Marriage licenses would be exempt from taxation.
MERCER, Pa. -- The State Department of Revenue wants counties to start charging state sales tax on eligible services, a request that Mercer County Fiscal Director John Logan says would place "a significant administrative burden" on Mercer County.
Commissioners have been informed by Douglas Hill, executive director of the County Commissioners' Association of Pennsylvania, that a work group is set to meet in July to sort out the issues involved, such as what transactions are taxable and the accounting details of complying. Commissioners Michele Brooks and Brian Beader discussed the letter at their Chief Clerk's meeting Tuesday; Commissioner Olivia Lazor was out of town.
Mercer is one of 44 counties out of Pennsylvania's 67 that do not charge the 6 percent sales tax. The 23 counties that do collect the tax, apparently do so for individual departmental operations such as prison commissaries, Hill's letter states.
Implementing the sales tax could mean having to hire additional personnel to oversee collection, accounting and submission of the tax to the state, officials said.

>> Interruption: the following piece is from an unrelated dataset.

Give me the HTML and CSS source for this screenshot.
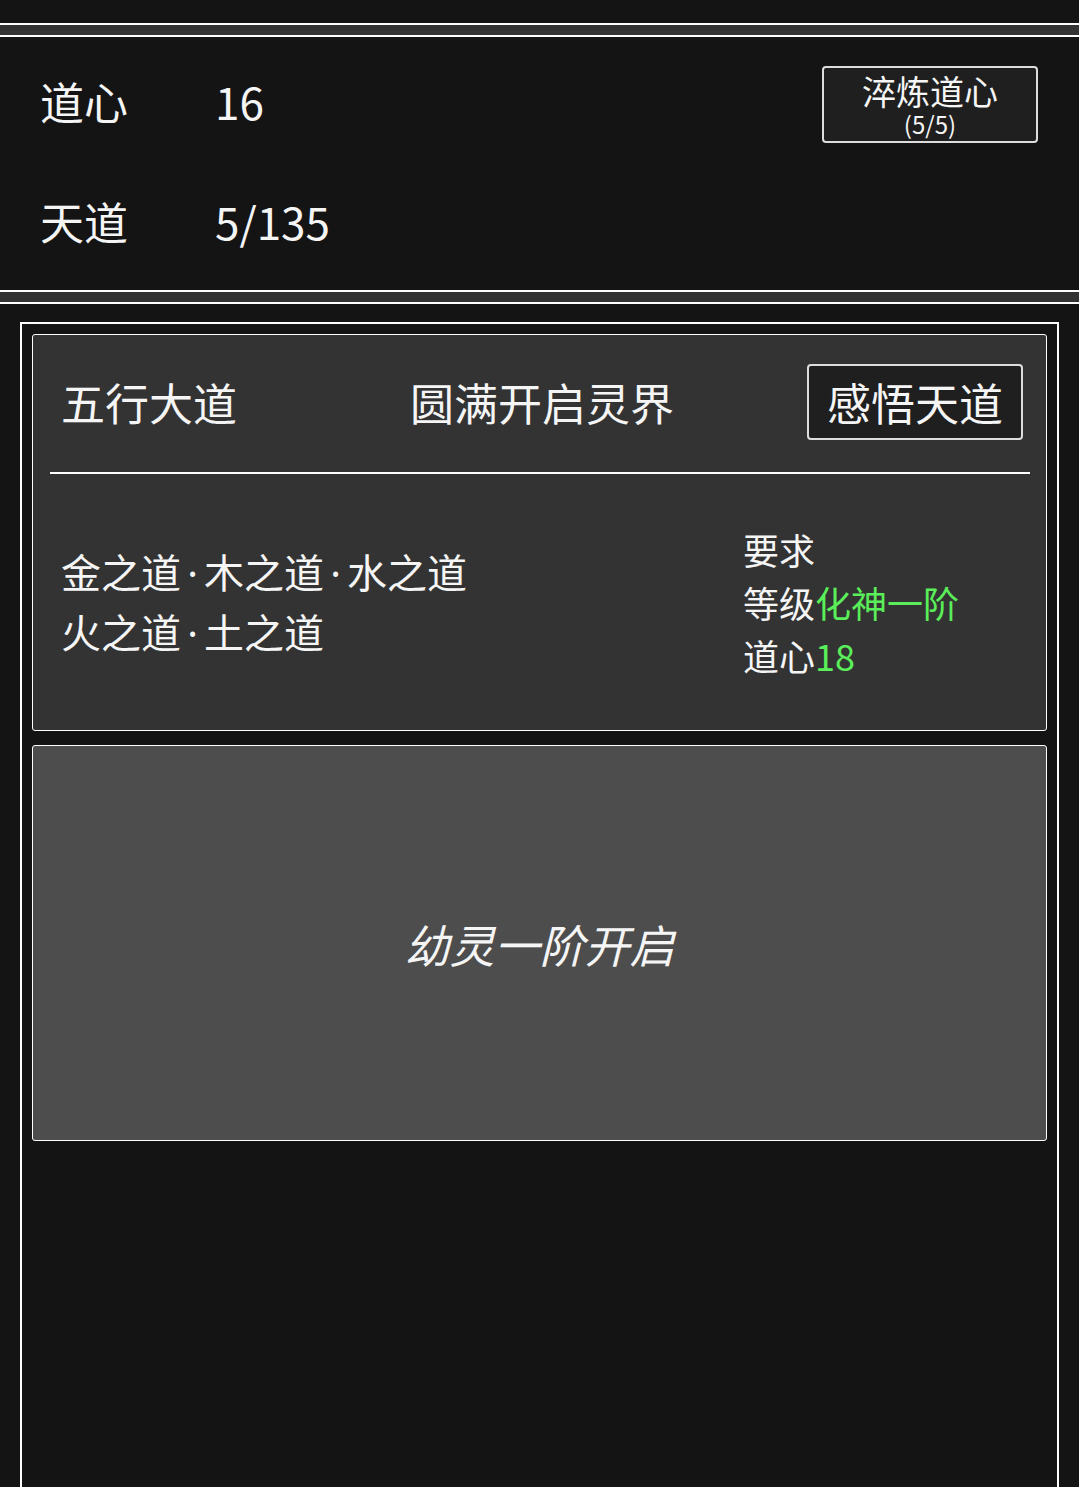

According to Hill's letter, the State Revenue Department discovered during an audit of a private title search company that Montgomery County had not charged a title search company sales tax on copying services. The title search company said it had not been asked to pay the tax. The revenue department then "entered discussions" with Montgomery County about which transactions are taxable and has now turned its attention to enforcing the tax among all of Pennsylvania's counties.
While some services would be exempt from taxation, such as issuance of marriage licenses, others, such as issuing copies of some documents, would be taxable, Mercer County Controller Thomas Amundsen said. Director of Administrative Services Bill Boyle said offices such as treasurer, recorder, clerk of courts and prothonotary would be most impacted.
Hill said the state has agreed not to pursue the counties for collection of money that should have been paid on past taxation, nor will it be auditing any counties.
However, it will convene a group of commissioners, row office and court representatives to review all county transactions to determine which are taxable and in what circumstances; determine how counties' accounting systems will track the tax; set a workable compliance schedule; and develop guidance, training and transition advice.
Also Tuesday, Amundsen said he has narrowed the field from nine to two companies for purchase of a new software system for the county's computer system. A decision is expected in the next week to 10 days.
He said he is asking input from the county's MIS office as well as from individual office holders to ensure there is agreement on the best software to buy. The county code does not require competitive bidding for software, he said.
The software will replace the county's current system which is 7 years old. It will take over the entire financial package including accounts receivable and payable, billing, payroll and fixed assets. It will also make state-mandated reporting easier, as well as allowing quicker access to "real time" data, he said.
The system, which will cost $240,000 plus additional costs for training, will be paid for with money earmarked from 2004 capital improvements millage. A new system is sorely needed because of the outmoded nature of the current software, Amundsen said. The county is still running with a MS-DOS mainframe. The new system would put county functions on a Windows system.
New jail decor
Also Tuesday, commissioners opened bids on mattresses and linens for the new jail.
Commissioner Michele Brooks questioned Beader's suggestion to sell county equipment such as chairs and old computer monitors that are out of date or heavily used.
Brooks asked why the items couldn't be used in the new jail instead of buying new equipment. She said it is foolish to buy new chairs for the new jail when there are old ones that are usable. She also said monitors that are relatively slow could still be used instead of buying new ones. Boyle said the chairs could be sold for a few dollars but are in such bad shape, he would not ask a county employee to sit in one all day. Brooks said she wanted to look at the equipment before she would agree to its sale.